The application surface matters too. Cardboard, glass, plastic, metal, and coated paper do not behave the same way. Adhesive should be matched to the substrate instead of guessed.
One of the easiest ways to save money is to request side-by-side quote options, such as:
- Paper vs. white vinyl
- 500 vs. 1,000 pieces
- Standard circle vs. custom die cut
That gives you a pricing ladder instead of a single number and helps you see whether a cheaper option is truly comparable.
Before choosing a supplier, run one last check:
- Same size?
- Same material?
- Same finish?
- Same quantity?
- Shipping included?
- Lead time clearly stated?
- Proofing included?
The core rule is simple: buy the material the application needs, skip upgrades that add no useful performance, and compare quotes on matched specs. That is how buyers actually lower cost over time.
What are the cheapest custom stickers online for small business orders?
Standard-shape paper stickers are usually the lowest-cost option for indoor small business use, especially in 2-inch to 3-inch sizes. If you need more moisture resistance for packaging, basic white BOPP or white vinyl can still stay affordable. The biggest savings often come from choosing a standard shape and ordering at the next quantity break.
How can I lower the price of custom stickers online without hurting quality?
Start with a standard circle, square, or rectangle instead of a custom die cut. Use white paper or white film instead of clear, holographic, or textured materials. Avoid lamination unless the sticker will face abrasion or moisture. Send print-ready artwork, approve proofs quickly, and combine quantities where possible.
What is the typical MOQ for cheap custom sticker printing online?
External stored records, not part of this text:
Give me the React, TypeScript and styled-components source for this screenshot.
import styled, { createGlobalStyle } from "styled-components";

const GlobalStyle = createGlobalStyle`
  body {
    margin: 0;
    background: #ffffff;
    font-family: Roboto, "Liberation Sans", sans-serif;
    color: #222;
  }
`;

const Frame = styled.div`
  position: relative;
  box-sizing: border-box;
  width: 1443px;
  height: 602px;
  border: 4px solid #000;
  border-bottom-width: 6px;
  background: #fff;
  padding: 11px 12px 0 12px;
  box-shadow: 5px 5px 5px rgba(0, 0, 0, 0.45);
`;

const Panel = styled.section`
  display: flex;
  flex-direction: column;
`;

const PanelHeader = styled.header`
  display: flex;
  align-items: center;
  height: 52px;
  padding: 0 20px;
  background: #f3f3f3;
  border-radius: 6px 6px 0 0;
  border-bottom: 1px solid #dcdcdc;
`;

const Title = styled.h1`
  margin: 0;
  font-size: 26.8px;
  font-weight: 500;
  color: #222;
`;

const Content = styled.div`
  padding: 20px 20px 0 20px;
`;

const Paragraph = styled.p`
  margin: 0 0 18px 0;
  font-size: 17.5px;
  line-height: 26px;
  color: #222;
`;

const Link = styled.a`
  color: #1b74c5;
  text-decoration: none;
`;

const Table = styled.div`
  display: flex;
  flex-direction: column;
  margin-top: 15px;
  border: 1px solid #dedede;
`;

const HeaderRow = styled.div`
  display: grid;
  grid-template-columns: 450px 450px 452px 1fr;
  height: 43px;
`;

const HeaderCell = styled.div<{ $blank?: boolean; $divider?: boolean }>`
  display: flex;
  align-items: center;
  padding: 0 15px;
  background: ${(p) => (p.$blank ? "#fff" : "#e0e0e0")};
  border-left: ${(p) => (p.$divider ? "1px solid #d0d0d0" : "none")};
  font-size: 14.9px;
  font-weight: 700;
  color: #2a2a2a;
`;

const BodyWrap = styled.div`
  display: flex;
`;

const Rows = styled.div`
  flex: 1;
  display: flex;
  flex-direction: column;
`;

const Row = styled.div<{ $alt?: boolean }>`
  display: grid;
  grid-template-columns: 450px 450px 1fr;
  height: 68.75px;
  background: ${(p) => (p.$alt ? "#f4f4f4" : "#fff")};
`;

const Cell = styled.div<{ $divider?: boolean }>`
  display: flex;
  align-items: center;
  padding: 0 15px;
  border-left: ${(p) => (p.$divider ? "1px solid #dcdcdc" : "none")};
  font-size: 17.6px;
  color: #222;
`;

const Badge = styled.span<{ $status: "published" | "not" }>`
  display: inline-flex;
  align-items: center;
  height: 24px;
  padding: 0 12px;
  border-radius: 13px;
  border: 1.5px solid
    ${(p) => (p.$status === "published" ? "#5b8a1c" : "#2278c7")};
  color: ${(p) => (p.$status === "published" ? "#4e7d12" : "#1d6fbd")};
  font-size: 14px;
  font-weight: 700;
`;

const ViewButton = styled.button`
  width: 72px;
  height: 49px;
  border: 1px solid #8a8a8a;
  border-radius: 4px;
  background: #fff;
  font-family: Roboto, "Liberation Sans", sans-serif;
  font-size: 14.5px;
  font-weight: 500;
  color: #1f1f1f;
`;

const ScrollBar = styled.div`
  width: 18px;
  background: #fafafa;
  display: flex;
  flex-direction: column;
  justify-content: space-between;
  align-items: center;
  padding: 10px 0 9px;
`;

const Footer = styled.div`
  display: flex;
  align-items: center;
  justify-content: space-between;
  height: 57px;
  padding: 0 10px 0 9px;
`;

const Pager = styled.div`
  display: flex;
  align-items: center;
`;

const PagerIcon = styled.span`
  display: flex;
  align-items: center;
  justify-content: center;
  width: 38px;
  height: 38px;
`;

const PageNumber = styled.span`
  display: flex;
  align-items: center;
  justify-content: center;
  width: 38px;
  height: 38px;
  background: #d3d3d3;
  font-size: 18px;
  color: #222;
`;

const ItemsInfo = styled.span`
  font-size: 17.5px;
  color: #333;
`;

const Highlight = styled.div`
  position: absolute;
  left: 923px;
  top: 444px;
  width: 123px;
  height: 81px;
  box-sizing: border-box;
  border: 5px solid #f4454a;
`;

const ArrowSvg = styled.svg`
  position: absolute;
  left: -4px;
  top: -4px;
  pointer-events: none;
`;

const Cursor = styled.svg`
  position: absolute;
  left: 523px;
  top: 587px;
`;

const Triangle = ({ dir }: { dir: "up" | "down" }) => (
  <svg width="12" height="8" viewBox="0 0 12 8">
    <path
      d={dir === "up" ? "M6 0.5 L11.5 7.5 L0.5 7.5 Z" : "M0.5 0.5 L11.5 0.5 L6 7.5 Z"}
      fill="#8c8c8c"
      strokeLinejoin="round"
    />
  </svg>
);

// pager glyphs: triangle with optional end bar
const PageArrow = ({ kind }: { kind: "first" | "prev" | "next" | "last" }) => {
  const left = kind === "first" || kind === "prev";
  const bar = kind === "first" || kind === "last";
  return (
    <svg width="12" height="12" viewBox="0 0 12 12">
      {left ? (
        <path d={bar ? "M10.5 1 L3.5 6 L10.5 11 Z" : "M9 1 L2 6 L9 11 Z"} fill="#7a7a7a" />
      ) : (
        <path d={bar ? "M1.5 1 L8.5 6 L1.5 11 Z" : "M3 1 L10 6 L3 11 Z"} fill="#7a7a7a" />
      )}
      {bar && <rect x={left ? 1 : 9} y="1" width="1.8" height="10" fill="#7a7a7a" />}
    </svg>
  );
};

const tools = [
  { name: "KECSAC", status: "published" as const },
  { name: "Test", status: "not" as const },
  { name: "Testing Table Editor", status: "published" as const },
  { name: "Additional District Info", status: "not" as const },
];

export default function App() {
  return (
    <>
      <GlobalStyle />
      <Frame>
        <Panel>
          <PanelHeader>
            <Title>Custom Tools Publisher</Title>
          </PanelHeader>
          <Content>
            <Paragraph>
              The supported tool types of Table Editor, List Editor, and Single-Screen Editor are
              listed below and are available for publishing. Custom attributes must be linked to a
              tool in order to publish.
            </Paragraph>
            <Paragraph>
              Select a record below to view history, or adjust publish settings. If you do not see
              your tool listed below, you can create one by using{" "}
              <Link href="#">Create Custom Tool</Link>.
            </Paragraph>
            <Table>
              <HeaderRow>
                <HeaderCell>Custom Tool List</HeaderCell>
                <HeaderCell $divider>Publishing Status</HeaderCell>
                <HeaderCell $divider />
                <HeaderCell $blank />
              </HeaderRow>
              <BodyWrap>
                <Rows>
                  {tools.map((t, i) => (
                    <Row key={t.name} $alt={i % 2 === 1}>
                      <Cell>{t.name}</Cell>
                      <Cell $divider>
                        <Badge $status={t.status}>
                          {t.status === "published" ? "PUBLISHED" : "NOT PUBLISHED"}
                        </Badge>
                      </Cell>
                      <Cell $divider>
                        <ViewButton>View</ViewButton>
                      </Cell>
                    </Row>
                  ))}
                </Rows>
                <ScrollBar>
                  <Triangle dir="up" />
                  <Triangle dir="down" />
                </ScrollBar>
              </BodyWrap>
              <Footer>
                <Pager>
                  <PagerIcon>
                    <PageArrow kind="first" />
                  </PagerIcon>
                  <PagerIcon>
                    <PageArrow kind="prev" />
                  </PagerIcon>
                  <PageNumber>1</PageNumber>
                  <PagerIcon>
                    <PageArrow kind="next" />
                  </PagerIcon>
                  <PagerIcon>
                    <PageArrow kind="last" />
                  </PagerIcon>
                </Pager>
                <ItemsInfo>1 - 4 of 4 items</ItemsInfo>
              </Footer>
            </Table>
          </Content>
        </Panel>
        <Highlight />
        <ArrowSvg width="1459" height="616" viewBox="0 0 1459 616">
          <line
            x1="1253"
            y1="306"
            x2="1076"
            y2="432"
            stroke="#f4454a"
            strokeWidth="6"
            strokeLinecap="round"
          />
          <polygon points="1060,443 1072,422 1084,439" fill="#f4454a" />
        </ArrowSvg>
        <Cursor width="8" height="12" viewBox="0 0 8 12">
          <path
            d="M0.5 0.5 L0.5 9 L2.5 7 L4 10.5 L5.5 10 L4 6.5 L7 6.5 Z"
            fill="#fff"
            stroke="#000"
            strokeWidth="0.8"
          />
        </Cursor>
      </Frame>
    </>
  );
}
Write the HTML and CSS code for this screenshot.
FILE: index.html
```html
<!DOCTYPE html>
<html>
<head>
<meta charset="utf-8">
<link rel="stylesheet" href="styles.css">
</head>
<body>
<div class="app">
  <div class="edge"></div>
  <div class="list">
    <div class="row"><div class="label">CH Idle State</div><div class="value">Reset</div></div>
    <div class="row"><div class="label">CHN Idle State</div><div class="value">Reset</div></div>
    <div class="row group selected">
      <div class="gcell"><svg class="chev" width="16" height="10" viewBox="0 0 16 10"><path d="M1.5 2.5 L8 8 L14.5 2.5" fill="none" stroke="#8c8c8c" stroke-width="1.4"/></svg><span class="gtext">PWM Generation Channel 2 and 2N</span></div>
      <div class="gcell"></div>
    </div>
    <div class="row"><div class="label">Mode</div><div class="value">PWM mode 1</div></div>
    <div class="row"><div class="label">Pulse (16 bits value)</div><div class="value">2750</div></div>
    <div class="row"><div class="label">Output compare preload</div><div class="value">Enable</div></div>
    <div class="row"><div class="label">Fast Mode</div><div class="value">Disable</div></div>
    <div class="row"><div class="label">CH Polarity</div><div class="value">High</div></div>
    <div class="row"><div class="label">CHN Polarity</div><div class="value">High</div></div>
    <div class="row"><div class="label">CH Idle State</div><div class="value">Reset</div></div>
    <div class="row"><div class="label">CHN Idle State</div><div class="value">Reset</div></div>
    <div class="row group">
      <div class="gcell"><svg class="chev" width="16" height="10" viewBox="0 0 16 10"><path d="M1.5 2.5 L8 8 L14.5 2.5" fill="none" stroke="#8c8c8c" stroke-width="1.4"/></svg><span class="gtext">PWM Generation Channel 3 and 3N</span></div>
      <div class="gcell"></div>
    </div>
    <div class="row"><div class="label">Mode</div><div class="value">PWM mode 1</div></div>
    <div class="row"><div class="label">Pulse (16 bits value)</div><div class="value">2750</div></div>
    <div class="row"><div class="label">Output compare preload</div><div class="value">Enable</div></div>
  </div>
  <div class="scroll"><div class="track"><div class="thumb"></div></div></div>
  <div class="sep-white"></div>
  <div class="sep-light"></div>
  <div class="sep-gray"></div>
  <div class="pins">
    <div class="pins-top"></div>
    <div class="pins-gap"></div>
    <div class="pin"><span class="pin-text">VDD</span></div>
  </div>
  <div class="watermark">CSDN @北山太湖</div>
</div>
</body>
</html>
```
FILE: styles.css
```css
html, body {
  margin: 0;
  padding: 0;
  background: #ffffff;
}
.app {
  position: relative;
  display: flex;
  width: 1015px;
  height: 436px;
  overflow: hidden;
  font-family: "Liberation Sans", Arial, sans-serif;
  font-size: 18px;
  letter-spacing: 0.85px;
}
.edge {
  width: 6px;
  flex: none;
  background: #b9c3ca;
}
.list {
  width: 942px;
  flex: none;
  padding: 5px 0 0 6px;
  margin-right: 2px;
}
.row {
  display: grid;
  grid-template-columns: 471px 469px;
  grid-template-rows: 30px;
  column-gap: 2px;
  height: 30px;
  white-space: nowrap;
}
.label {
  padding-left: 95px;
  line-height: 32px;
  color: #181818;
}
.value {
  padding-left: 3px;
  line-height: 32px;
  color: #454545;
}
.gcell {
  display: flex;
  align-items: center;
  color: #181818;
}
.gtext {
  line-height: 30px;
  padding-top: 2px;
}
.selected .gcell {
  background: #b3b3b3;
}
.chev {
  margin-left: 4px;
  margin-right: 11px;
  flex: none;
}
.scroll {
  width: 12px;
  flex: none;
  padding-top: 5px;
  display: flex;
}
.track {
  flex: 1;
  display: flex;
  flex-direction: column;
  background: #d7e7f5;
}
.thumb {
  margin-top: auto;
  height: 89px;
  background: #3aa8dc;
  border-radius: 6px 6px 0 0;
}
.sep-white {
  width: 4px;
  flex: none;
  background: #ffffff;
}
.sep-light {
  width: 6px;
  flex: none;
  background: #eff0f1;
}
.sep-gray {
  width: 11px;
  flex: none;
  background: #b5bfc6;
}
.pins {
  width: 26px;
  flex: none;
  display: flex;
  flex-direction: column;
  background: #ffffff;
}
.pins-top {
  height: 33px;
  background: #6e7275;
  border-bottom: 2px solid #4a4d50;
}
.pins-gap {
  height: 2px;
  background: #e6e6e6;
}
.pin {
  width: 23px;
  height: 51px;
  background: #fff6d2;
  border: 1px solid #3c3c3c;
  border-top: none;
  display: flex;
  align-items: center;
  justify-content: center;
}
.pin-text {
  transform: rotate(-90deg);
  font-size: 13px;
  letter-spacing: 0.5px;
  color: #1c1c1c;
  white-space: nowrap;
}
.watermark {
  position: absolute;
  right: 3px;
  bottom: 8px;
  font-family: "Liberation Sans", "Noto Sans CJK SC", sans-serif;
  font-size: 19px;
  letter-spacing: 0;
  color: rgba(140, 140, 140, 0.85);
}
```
It depends on format and stock. Sheet stickers and standard cut singles often start around 100 to 250 pieces. Roll labels and specialty materials usually make more sense at 500, 1,000, or higher because setup is spread across more units. Very low minimums are useful for testing, but they rarely produce the best unit price.
How long does it take to order the cheapest custom stickers online?
For straightforward jobs, production often takes 5-10 business days after proof approval, plus shipping time. Orders using clear stock, white ink, specialty films, or detailed cut paths usually take longer. The most common causes of delay are incomplete specs, low-resolution art, and slow proof approval.
Are cheap custom stickers online good enough for product packaging?
Yes, if the stock and adhesive match the application. Paper works well for dry indoor packaging. BOPP or vinyl is better for moisture, refrigeration, oil exposure, or rough handling. Cheap does not have to mean flimsy; a standard material chosen well usually performs better than a specialty material chosen only for appearance.